Desmontado, pues, el trampantojo argumentativo, habría que centrarse en los elementos de la trama que sí son relevantes, es decir, desviar la mirada del dedo y orientarla hacia la luna. Y para ello bastaría con preguntarse el porqué de algunas realidades contrastadas. Por ejemplo: ¿por qué en Cataluña se otorga el nivel C1 de catalán con el graduado en ESO si en otras comunidades bilingües como el País Vasco o la Comunidad Valenciana hay que superar un examen específico aun habiendo cursado, según el modelo, toda la escolarización en euskera o valenciano?
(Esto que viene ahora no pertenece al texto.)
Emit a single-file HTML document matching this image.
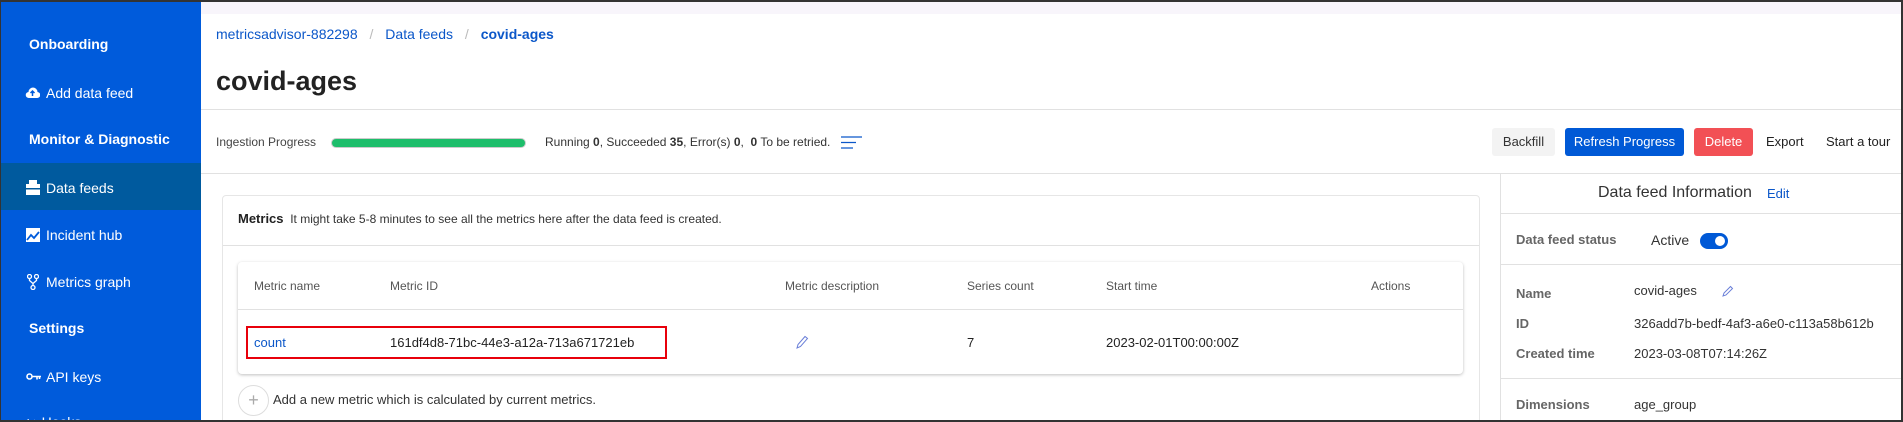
<!DOCTYPE html>
<html style="width:1903px;height:422px;overflow:hidden"><head><meta charset="utf-8"><style>
*{box-sizing:border-box;margin:0;padding:0}
body{width:1903px;height:422px;overflow:hidden;position:relative;font-family:"Liberation Sans",Arial,sans-serif;background:#fff;color:#222}
.a{position:absolute;white-space:nowrap}
#frame{position:absolute;left:0;top:0;width:1903px;height:422px;border:1px solid #333;border-top:2px solid #333;border-right:2px solid #333;border-bottom:2px solid #333;pointer-events:none;z-index:9}
#sb{position:absolute;left:0;top:0;width:201px;height:422px;background:#005bdb}
.sh{color:#fff;font-weight:bold;font-size:14px;left:29px}
.si{color:#fff;font-size:14px;left:46px}
.line{position:absolute;height:1px;background:#e1e1e1}
.bc{font-size:14px;color:#0b57c9}
.hd{font-size:12px;color:#555}
.td{font-size:13px;color:#222}
.btn{position:absolute;height:28px;border-radius:3px;font-size:13px;text-align:center;line-height:28px}
.lab{font-size:13px;color:#666;font-weight:bold;left:1516px}
.val{font-size:13px;color:#333;left:1634px}
</style></head><body>
<div id="sb">
 <div style="position:absolute;left:0;top:163px;width:201px;height:47px;background:#005a9e"></div>
 <div class="a sh" style="top:36px">Onboarding</div>
 <svg class="a" style="left:25px;top:87px" width="15" height="12" viewBox="0 0 15 12"><path d="M4 11h8a3 3 0 0 0 .5-6A4.5 4.5 0 0 0 3.5 5 3 3 0 0 0 4 11z" fill="#fff"/><path d="M7.5 4v5M5.5 6l2-2 2 2" stroke="#005bdb" stroke-width="1.5" fill="none"/></svg>
 <div class="a si" style="top:85px">Add data feed</div>
 <div class="a sh" style="top:131px">Monitor &amp; Diagnostic</div>
 <svg class="a" style="left:26px;top:180px" width="14" height="15" viewBox="0 0 14 15"><rect x="3" y="0" width="8" height="4" fill="#fff"/><rect x="0" y="4" width="14" height="11" fill="#fff"/><rect x="0" y="8" width="14" height="1.5" fill="#005a9e"/></svg>
 <div class="a si" style="top:180px">Data feeds</div>
 <svg class="a" style="left:26px;top:228px" width="14" height="14" viewBox="0 0 14 14"><rect width="14" height="14" fill="#fff"/><path d="M1 12l4-5 3 3 5-6" stroke="#005bdb" stroke-width="1.8" fill="none"/></svg>
 <div class="a si" style="top:227px">Incident hub</div>
 <svg class="a" style="left:27px;top:274px" width="12" height="16" viewBox="0 0 12 16"><circle cx="2.5" cy="2.5" r="2" stroke="#fff" fill="none" stroke-width="1.3"/><circle cx="9.5" cy="2.5" r="2" stroke="#fff" fill="none" stroke-width="1.3"/><circle cx="6" cy="13.5" r="2" stroke="#fff" fill="none" stroke-width="1.3"/><path d="M2.5 4.5v2l3.5 3v2M9.5 4.5v2L6 9.5" stroke="#fff" fill="none" stroke-width="1.3"/></svg>
 <div class="a si" style="top:274px">Metrics graph</div>
 <div class="a sh" style="top:320px">Settings</div>
 <svg class="a" style="left:26px;top:372px" width="15" height="9" viewBox="0 0 15 9"><circle cx="3.5" cy="4.5" r="2.5" stroke="#fff" fill="none" stroke-width="1.6"/><path d="M6 4.5h9M11 4.5v3M13.5 4.5v2.5" stroke="#fff" stroke-width="1.6"/></svg>
 <div class="a si" style="top:369px">API keys</div>
 <div class="a si" style="top:414px;left:26px">↪ Hooks</div>
</div>
<div style="position:absolute;left:201px;top:2px;width:1700px;height:12px;background:#f8f5fb"></div>
<div class="a bc" style="left:216px;top:26px">metricsadvisor-882298 <span style="color:#bbb;margin:0 8px">/</span> Data feeds <span style="color:#bbb;margin:0 8px">/</span> <b>covid-ages</b></div>
<div class="a" style="left:216px;top:66px;font-size:27px;font-weight:bold;color:#222">covid-ages</div>
<div class="line" style="left:201px;top:109px;width:1700px"></div>
<div class="a" style="left:216px;top:135px;font-size:12px;color:#444">Ingestion Progress</div>
<div class="a" style="left:331px;top:138px;width:195px;height:10px;border-radius:5px;background:#1dbe6b;border:1px solid #ccc"></div>
<div class="a" style="left:545px;top:135px;font-size:12px;color:#333">Running <b>0</b>, Succeeded <b>35</b>, Error(s) <b>0</b>,&nbsp; <b>0</b> To be retried.</div>
<svg class="a" style="left:841px;top:136px" width="21" height="13" viewBox="0 0 21 13"><path d="M0 1h21M0 6.5h15M0 12h12" stroke="#0b57c9" stroke-width="1.3"/></svg>
<div class="btn" style="left:1492px;top:128px;width:63px;background:#f3f3f3;color:#333">Backfill</div>
<div class="btn" style="left:1565px;top:128px;width:119px;background:#0059d6;color:#fff">Refresh Progress</div>
<div class="btn" style="left:1694px;top:128px;width:59px;background:#f25055;color:#fff">Delete</div>
<div class="a" style="left:1766px;top:134px;font-size:13px;color:#222">Export</div>
<div class="a" style="left:1826px;top:134px;font-size:13px;color:#222">Start a tour</div>
<div class="line" style="left:201px;top:173px;width:1700px"></div>
<div style="position:absolute;left:1500px;top:173px;width:1px;height:249px;background:#e1e1e1"></div>
<div class="a" style="left:1598px;top:184px;font-size:16px;color:#333">Data feed Information</div>
<div class="a" style="left:1767px;top:186px;font-size:13px;color:#0b57c9">Edit</div>
<div class="line" style="left:1501px;top:213px;width:400px"></div>
<div class="a lab" style="top:232px">Data feed status</div>
<div class="a" style="left:1651px;top:232px;font-size:14px;color:#333">Active</div>
<div class="a" style="left:1700px;top:233px;width:28px;height:16px;border-radius:8px;background:#0059d6"><div style="position:absolute;right:3px;top:3px;width:10px;height:10px;border-radius:5px;background:#fff"></div></div>
<div class="line" style="left:1501px;top:264px;width:400px"></div>
<div class="a lab" style="top:286px">Name</div>
<div class="a val" style="top:283px">covid-ages</div>
<svg class="a" style="left:1722px;top:285px" width="12" height="12" viewBox="0 0 12 12"><path d="M1 11l1-3 6.5-6.5 2 2L4 10z" stroke="#6a7fd8" fill="none" stroke-width="1"/></svg>
<div class="a lab" style="top:316px">ID</div>
<div class="a val" style="top:316px">326add7b-bedf-4af3-a6e0-c113a58b612b</div>
<div class="a lab" style="top:346px">Created time</div>
<div class="a val" style="top:346px">2023-03-08T07:14:26Z</div>
<div class="line" style="left:1501px;top:378px;width:400px"></div>
<div class="a lab" style="top:397px">Dimensions</div>
<div class="a val" style="top:397px">age_group</div>
<div style="position:absolute;left:222px;top:195px;width:1258px;height:240px;border:1px solid #e6e6e6;border-radius:4px"></div>
<div class="a" style="left:238px;top:211px;font-size:12px;color:#333"><b style="font-size:13px;color:#222">Metrics</b>&nbsp; It might take 5-8 minutes to see all the metrics here after the data feed is created.</div>
<div class="line" style="left:223px;top:245px;width:1256px"></div>
<div style="position:absolute;left:238px;top:262px;width:1225px;height:112px;border-radius:4px;box-shadow:0 1px 3px rgba(0,0,0,.25);background:#fff"></div>
<div class="line" style="left:238px;top:309px;width:1225px"></div>
<div class="a hd" style="left:254px;top:279px">Metric name</div>
<div class="a hd" style="left:390px;top:279px">Metric ID</div>
<div class="a hd" style="left:785px;top:279px">Metric description</div>
<div class="a hd" style="left:967px;top:279px">Series count</div>
<div class="a hd" style="left:1106px;top:279px">Start time</div>
<div class="a hd" style="left:1371px;top:279px">Actions</div>
<div class="a" style="left:246px;top:326px;width:421px;height:33px;border:2px solid #e8000b"></div>
<div class="a td" style="left:254px;top:335px;color:#0b57c9">count</div>
<div class="a td" style="left:390px;top:335px">161df4d8-71bc-44e3-a12a-713a671721eb</div>
<svg class="a" style="left:796px;top:335px" width="13" height="14" viewBox="0 0 13 14"><path d="M1 13l1-3.5 7-8 2.5 2-7 8z" stroke="#6a7fd8" fill="none" stroke-width="1"/></svg>
<div class="a td" style="left:967px;top:335px">7</div>
<div class="a td" style="left:1106px;top:335px">2023-02-01T00:00:00Z</div>
<div class="a" style="left:238px;top:385px;width:31px;height:31px;border-radius:50%;border:1px solid #ddd;text-align:center;line-height:28px;color:#aaa;font-size:18px">+</div>
<div class="a" style="left:273px;top:392px;font-size:13px;color:#333">Add a new metric which is calculated by current metrics.</div>
<div id="frame"></div>
</body></html>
O ¿por qué la inmersión lingüística en catalán no se aplica en las escuelas de élite a las que los líderes independentistas llevan a sus hijos? O ¿por qué en el último informe PISA los alumnos catalanes eran, en el conjunto de España, los que mostraban menor sentimiento de pertenencia a la escuela? O ¿por qué, como han demostrado varios estudios, las rentas más bajas, de mayoría castellanohablante, se abstienen en las elecciones en una proporción mucho mayor que las rentas medias o altas? ¿Acaso, como pregonan el nacionalismo y la izquierda, todas esas políticas –y sus consecuencias– se relacionan con la salud del catalán, la igualdad de oportunidades, la cohesión social o el respeto a la cultura y las tradiciones catalanas?

En realidad, no. La trama principal de las políticas nacionalistas tiene que ver con el diseño de unas estructuras que garanticen la perpetuación de su poder. La exigencia del nivel C1, como la inmersión lingüística, es un filtro más. O actúa como catalizador para la conversión identitaria o funciona como un engranaje más de desincentivación. O comprometidos o resignados. Y, en cualquier caso, sumisos. Y así, con innumerables MacGuffins, subterfugios de todo tipo, incontables maniobras de distracción y la ayuda inestimable de quienes solo son capaces de ver el dedo que señala la luna, los amos de la tierra siguen sosteniendo su cortijo.